Goal:
Using the records provided below, locate and copy each line that contains the word "this".
* START Dataset content *
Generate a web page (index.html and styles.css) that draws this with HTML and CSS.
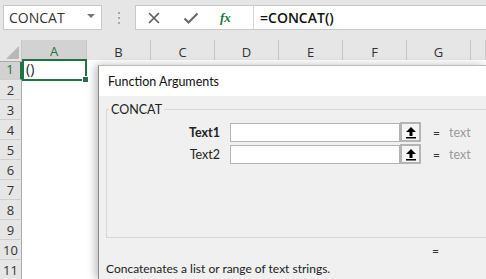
* END Dataset content *
* START Dataset content *
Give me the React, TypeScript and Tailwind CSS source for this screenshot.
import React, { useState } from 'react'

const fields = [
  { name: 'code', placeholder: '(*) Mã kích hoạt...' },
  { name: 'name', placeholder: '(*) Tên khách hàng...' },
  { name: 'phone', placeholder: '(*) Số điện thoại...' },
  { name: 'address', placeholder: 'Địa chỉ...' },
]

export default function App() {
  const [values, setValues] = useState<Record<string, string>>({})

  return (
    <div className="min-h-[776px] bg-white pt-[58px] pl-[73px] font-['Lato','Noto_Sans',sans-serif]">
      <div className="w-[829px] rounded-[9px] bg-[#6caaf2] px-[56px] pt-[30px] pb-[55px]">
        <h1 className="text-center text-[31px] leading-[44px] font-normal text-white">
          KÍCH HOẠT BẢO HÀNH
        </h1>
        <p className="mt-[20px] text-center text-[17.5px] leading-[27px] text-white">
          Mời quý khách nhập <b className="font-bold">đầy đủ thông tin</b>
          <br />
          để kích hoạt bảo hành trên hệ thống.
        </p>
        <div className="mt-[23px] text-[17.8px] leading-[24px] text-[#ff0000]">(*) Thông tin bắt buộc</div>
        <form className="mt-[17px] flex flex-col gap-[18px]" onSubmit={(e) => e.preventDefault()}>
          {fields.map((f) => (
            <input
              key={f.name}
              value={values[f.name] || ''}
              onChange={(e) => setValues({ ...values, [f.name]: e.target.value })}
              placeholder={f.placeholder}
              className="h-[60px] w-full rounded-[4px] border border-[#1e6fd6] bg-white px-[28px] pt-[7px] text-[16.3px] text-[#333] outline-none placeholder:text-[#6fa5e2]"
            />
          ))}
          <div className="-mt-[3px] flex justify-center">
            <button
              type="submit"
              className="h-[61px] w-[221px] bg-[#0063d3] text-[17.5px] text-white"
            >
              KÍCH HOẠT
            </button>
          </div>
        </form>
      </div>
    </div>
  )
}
* END Dataset content *
* START Dataset content *
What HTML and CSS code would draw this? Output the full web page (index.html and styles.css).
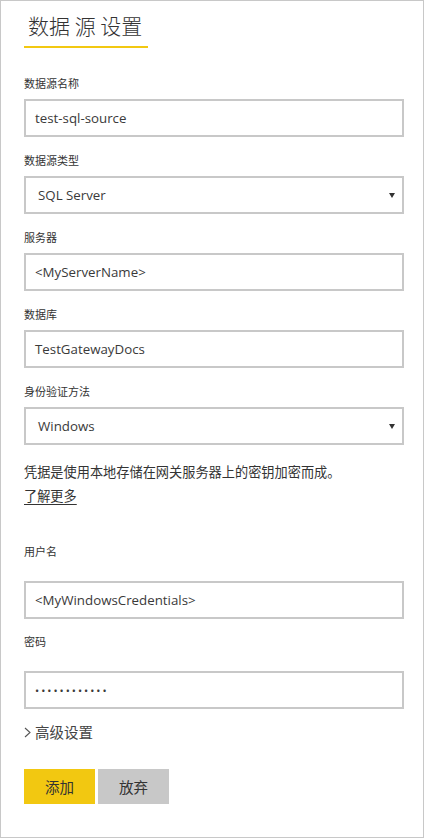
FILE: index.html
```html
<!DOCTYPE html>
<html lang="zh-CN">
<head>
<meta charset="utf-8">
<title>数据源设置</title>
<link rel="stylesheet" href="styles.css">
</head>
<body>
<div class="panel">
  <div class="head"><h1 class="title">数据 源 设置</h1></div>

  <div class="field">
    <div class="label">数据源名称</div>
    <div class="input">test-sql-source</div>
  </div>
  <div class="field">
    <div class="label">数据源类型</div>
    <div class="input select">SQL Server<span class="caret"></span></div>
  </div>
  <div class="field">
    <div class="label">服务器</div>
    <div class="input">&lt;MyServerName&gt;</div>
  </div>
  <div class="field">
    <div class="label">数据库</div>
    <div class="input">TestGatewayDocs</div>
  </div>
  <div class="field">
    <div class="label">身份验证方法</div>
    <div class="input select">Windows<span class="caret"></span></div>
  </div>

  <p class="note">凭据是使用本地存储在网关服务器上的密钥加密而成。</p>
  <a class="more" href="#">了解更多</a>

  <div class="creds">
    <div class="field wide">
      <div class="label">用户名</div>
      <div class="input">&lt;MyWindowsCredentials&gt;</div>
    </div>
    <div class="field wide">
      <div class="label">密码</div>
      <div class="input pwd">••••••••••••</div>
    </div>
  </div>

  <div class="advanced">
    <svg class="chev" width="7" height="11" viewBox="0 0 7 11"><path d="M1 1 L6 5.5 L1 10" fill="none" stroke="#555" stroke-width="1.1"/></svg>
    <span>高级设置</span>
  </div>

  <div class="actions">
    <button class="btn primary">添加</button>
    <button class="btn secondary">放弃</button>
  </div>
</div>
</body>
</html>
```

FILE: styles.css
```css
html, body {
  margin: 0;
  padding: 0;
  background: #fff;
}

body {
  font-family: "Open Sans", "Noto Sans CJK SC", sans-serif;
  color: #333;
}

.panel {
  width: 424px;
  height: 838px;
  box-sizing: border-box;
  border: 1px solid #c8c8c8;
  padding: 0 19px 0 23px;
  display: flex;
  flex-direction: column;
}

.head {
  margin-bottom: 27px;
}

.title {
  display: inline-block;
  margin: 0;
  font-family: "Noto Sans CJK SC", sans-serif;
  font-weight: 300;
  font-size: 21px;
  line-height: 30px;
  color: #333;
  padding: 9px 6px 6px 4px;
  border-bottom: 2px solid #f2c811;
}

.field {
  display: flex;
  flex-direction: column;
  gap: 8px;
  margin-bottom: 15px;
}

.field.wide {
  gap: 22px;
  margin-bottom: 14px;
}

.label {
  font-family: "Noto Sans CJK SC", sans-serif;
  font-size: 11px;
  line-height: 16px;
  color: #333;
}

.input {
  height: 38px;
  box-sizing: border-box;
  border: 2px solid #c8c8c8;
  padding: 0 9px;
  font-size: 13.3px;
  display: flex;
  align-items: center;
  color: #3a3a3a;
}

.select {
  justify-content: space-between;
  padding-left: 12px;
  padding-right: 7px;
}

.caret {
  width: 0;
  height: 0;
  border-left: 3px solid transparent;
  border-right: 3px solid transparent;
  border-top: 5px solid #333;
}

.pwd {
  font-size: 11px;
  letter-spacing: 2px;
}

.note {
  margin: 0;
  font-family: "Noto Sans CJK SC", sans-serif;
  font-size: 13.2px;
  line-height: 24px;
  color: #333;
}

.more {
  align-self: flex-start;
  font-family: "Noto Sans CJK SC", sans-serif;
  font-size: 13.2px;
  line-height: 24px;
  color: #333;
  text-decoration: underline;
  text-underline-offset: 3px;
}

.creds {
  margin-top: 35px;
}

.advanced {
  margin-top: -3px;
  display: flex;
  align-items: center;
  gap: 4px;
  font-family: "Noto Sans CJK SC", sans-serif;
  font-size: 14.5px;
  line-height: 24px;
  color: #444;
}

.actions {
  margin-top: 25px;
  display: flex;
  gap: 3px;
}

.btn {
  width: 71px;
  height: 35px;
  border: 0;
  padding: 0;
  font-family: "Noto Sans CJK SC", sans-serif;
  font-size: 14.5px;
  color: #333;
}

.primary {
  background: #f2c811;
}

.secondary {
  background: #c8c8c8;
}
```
* END Dataset content *
Full response:
Generate a web page (index.html and styles.css) that draws this with HTML and CSS.
Give me the React, TypeScript and Tailwind CSS source for this screenshot.
What HTML and CSS code would draw this? Output the full web page (index.html and styles.css).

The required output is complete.